━━ RECORDS SUPPLIED

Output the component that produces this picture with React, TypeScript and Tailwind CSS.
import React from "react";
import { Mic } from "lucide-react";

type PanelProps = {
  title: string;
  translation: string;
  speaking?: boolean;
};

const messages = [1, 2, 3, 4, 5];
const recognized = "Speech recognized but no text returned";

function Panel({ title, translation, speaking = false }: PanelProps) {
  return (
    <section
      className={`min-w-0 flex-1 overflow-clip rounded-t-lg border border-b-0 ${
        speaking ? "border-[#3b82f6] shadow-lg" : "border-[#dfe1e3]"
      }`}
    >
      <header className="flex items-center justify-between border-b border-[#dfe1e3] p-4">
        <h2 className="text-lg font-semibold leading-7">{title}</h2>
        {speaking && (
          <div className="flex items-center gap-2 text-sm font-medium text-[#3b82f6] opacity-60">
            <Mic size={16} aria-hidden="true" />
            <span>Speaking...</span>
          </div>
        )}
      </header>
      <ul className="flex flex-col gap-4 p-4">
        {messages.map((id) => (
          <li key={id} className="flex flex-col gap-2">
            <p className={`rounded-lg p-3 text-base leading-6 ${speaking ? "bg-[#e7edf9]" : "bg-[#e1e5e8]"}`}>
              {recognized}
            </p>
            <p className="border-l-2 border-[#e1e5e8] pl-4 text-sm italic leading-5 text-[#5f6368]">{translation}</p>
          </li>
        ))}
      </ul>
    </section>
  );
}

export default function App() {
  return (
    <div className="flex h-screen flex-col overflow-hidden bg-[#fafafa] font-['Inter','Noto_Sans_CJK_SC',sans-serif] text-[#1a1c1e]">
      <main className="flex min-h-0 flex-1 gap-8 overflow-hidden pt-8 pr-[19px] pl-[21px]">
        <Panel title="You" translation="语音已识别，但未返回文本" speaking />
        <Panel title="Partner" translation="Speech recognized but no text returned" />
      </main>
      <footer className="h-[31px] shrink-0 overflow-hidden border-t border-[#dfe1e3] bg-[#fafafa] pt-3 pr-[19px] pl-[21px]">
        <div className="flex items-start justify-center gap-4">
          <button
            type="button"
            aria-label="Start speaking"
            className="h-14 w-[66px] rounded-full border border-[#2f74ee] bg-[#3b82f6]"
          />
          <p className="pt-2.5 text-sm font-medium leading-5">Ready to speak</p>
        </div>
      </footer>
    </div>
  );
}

━━━━
━━ RECORDS SUPPLIED

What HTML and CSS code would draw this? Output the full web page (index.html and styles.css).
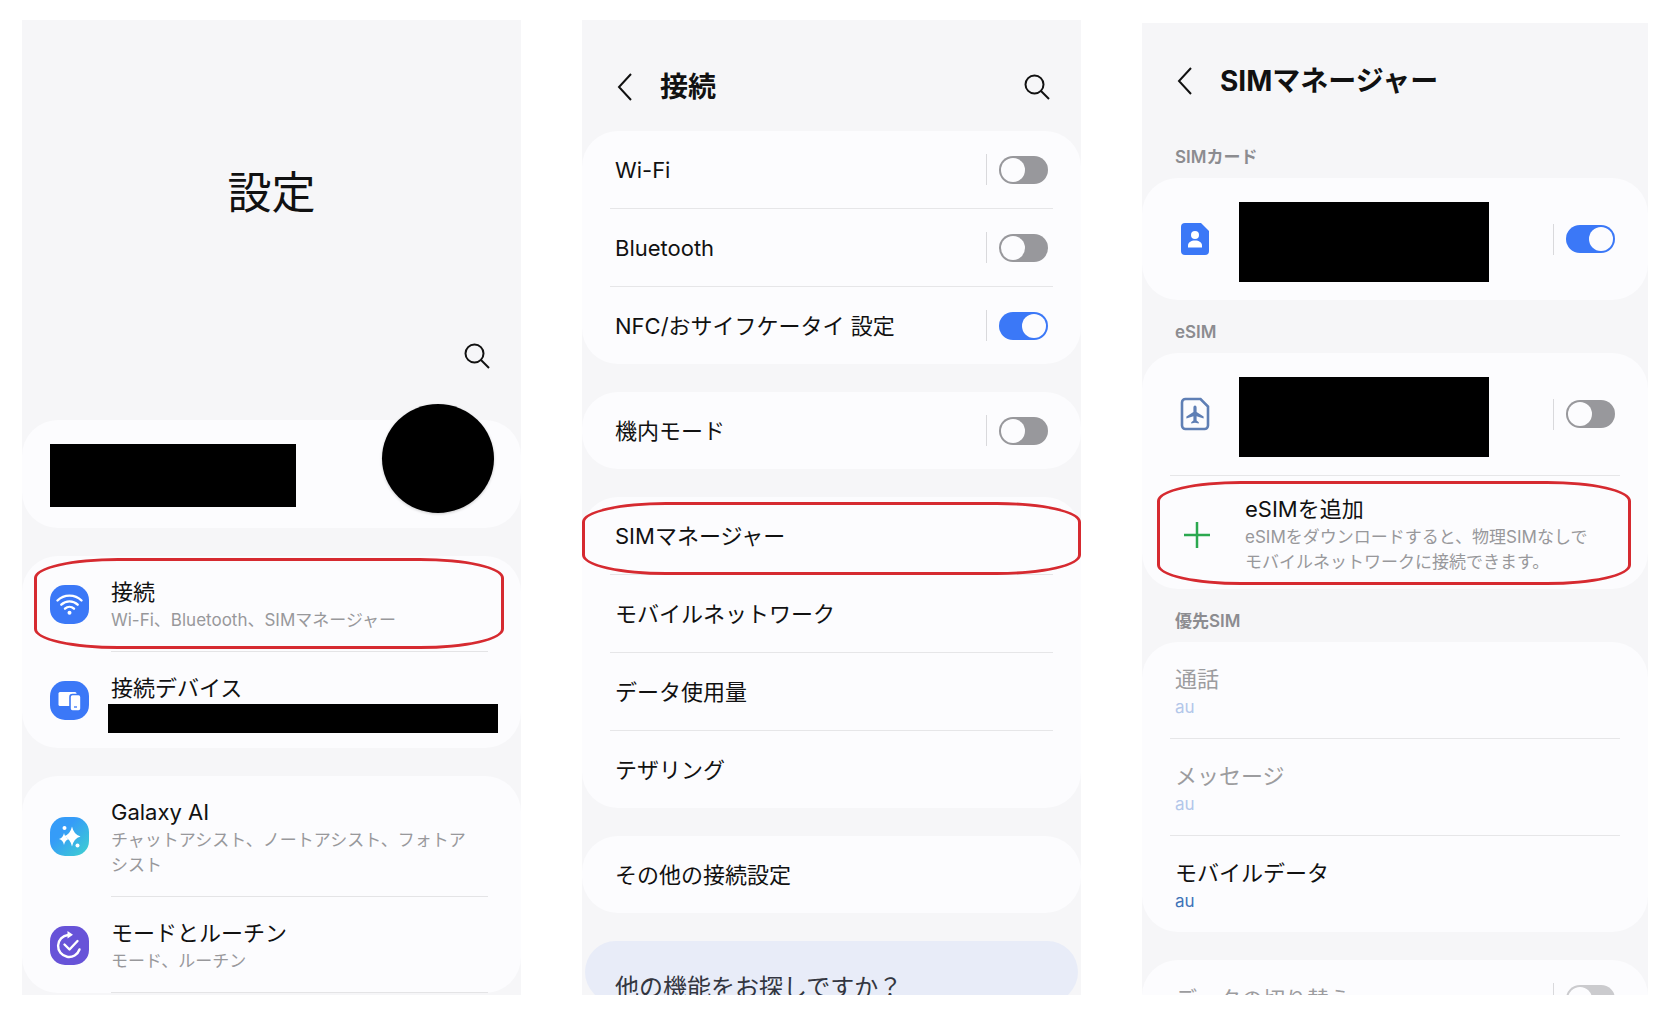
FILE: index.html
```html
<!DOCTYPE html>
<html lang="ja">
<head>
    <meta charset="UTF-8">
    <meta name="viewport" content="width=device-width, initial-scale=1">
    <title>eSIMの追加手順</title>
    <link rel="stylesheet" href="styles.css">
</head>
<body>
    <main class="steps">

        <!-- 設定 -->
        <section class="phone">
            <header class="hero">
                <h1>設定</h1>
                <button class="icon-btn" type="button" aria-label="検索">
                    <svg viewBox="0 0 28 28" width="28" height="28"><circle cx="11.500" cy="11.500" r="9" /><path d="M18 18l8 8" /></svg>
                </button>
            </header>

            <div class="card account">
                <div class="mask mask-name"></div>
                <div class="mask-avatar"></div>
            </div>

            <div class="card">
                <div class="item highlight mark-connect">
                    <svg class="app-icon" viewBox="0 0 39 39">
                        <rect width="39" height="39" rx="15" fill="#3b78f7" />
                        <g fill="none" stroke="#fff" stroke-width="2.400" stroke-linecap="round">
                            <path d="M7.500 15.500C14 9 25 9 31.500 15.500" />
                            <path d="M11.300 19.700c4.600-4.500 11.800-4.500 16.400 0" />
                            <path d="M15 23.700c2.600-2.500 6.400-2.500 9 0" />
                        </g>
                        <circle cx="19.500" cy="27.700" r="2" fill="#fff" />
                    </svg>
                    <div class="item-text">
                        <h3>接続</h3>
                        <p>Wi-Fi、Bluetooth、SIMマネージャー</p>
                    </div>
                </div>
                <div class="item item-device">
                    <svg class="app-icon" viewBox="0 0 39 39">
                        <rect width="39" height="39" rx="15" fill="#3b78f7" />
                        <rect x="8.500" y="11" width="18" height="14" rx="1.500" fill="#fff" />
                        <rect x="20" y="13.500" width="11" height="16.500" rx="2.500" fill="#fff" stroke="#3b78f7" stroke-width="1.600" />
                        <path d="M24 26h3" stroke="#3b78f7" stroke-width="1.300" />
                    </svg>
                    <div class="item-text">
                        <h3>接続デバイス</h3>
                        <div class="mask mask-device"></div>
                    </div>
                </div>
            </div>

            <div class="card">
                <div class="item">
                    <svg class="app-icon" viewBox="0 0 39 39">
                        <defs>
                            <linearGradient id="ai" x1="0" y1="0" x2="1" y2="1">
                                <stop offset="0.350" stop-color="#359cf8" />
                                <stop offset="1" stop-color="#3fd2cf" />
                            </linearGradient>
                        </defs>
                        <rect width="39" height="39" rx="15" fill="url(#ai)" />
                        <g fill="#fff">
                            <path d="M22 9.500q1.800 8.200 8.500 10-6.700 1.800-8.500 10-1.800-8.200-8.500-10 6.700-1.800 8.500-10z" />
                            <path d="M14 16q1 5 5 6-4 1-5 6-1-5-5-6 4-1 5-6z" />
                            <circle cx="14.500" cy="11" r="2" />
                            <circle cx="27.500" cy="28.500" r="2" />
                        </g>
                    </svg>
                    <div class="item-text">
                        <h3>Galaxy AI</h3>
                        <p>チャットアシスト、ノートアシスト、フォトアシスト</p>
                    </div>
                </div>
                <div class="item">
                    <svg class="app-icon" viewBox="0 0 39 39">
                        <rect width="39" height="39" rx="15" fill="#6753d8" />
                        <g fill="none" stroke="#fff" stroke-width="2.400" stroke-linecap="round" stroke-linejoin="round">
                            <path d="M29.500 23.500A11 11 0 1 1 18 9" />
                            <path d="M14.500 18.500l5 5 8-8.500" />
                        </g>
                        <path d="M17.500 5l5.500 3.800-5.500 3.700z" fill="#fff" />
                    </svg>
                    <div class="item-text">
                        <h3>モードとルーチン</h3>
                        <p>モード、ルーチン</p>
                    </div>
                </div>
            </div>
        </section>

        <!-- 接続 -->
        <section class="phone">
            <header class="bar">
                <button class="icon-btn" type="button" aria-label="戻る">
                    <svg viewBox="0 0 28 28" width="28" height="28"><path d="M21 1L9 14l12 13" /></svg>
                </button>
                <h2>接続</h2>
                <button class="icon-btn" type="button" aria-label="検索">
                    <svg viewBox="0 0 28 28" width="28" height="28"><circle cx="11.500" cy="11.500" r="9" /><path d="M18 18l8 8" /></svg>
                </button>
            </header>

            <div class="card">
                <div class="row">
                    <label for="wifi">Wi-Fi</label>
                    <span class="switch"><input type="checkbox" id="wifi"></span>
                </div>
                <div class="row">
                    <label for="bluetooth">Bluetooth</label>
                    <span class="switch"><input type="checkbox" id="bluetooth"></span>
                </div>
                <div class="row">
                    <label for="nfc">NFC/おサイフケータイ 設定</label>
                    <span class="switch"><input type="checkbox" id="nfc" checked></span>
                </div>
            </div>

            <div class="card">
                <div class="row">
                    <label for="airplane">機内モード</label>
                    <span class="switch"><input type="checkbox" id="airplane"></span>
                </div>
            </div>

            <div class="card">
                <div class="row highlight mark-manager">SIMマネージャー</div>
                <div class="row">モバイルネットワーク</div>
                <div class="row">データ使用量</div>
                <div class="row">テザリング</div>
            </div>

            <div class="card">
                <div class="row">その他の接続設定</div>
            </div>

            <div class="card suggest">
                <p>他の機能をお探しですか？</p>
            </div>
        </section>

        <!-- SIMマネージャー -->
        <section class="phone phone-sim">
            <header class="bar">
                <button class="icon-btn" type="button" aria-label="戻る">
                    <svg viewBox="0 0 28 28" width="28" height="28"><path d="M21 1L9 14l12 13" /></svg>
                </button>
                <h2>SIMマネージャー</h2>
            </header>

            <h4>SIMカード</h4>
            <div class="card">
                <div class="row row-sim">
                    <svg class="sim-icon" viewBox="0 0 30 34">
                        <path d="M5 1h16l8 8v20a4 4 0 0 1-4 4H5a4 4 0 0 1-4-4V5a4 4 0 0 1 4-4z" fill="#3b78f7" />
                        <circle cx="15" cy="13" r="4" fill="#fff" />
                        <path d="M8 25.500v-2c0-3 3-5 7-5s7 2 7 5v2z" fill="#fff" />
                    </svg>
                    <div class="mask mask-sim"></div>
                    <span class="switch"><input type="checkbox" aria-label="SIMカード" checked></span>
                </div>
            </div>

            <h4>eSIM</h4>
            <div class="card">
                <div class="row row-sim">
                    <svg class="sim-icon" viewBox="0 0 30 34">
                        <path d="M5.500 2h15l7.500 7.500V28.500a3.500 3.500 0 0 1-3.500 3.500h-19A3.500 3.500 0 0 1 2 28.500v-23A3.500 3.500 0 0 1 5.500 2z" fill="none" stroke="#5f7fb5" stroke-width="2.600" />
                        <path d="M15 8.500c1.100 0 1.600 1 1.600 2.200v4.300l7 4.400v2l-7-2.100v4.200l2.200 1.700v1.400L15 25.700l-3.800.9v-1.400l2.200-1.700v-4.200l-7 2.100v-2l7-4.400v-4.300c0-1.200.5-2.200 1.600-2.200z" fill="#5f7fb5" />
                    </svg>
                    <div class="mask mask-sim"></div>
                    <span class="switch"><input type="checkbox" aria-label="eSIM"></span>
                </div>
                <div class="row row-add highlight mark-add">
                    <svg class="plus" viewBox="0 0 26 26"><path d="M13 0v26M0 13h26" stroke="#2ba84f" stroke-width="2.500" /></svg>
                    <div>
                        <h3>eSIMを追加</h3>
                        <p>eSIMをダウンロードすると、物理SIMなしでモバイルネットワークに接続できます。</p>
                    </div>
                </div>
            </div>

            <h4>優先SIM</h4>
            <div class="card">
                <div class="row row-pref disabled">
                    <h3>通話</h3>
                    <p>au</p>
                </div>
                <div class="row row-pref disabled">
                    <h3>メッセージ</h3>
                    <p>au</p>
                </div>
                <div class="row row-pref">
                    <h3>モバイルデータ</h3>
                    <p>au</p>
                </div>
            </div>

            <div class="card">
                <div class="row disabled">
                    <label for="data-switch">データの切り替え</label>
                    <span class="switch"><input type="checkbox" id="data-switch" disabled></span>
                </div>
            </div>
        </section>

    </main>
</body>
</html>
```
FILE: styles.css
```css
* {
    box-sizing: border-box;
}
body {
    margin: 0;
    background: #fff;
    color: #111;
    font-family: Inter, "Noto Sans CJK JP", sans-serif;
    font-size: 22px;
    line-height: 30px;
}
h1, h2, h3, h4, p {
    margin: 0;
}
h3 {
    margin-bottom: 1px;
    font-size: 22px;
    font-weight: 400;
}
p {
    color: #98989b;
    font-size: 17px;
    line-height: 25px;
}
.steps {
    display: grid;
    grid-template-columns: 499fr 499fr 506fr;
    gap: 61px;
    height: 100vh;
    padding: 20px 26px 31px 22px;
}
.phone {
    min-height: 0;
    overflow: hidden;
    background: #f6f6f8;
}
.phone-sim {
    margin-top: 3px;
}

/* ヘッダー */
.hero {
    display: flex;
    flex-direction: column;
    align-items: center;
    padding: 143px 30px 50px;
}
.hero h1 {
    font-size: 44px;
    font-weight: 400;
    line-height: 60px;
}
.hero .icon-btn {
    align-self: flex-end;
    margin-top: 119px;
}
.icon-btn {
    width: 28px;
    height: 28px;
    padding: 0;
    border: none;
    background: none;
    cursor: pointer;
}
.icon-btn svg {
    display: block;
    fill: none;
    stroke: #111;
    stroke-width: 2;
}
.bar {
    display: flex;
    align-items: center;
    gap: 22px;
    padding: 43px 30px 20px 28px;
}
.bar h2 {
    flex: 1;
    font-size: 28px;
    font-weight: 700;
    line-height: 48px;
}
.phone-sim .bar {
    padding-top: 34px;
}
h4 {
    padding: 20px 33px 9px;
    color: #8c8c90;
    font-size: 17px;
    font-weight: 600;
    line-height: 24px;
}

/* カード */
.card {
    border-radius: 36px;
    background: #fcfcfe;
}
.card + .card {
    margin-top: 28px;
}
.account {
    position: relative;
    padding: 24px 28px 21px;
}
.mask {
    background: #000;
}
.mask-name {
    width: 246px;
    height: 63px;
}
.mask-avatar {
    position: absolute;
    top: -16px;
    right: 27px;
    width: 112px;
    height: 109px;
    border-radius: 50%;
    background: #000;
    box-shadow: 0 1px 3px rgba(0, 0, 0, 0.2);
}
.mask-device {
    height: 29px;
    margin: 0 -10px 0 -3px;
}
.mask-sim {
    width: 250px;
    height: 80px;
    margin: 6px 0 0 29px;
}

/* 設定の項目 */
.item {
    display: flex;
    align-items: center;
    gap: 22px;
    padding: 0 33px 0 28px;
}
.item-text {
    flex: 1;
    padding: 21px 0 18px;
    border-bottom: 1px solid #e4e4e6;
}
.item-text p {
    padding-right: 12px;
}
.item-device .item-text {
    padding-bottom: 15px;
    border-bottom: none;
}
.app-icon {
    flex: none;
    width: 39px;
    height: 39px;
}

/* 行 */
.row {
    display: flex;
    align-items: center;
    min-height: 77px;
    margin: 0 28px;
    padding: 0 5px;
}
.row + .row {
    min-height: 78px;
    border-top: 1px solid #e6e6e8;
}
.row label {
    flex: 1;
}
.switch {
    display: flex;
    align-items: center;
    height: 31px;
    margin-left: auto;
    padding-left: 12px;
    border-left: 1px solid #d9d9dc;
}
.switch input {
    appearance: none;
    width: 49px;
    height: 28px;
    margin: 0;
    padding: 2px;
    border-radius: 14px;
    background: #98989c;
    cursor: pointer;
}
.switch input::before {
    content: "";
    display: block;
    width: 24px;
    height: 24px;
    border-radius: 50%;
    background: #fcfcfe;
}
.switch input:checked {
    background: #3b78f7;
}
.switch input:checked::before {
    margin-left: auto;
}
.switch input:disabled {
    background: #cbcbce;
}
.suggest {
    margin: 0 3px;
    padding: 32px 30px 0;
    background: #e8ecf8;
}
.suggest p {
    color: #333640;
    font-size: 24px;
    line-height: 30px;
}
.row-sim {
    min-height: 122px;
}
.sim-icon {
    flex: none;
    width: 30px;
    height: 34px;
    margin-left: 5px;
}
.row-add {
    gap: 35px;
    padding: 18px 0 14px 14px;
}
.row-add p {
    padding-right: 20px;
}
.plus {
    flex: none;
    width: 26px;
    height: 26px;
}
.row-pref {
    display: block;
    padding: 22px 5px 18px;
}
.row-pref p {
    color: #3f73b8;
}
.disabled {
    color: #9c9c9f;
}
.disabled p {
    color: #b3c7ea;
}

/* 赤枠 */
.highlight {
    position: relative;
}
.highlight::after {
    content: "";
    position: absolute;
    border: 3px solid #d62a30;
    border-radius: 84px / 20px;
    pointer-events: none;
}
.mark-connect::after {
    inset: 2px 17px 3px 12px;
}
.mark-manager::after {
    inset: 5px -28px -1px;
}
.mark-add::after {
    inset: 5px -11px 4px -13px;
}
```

━━━━

- **PROBLEM TO SOLVE**: Only lines holding the string "Output" are wanted; gather each one from the entries above.

- **RESPONSE**:
Output the component that produces this picture with React, TypeScript and Tailwind CSS.
What HTML and CSS code would draw this? Output the full web page (index.html and styles.css).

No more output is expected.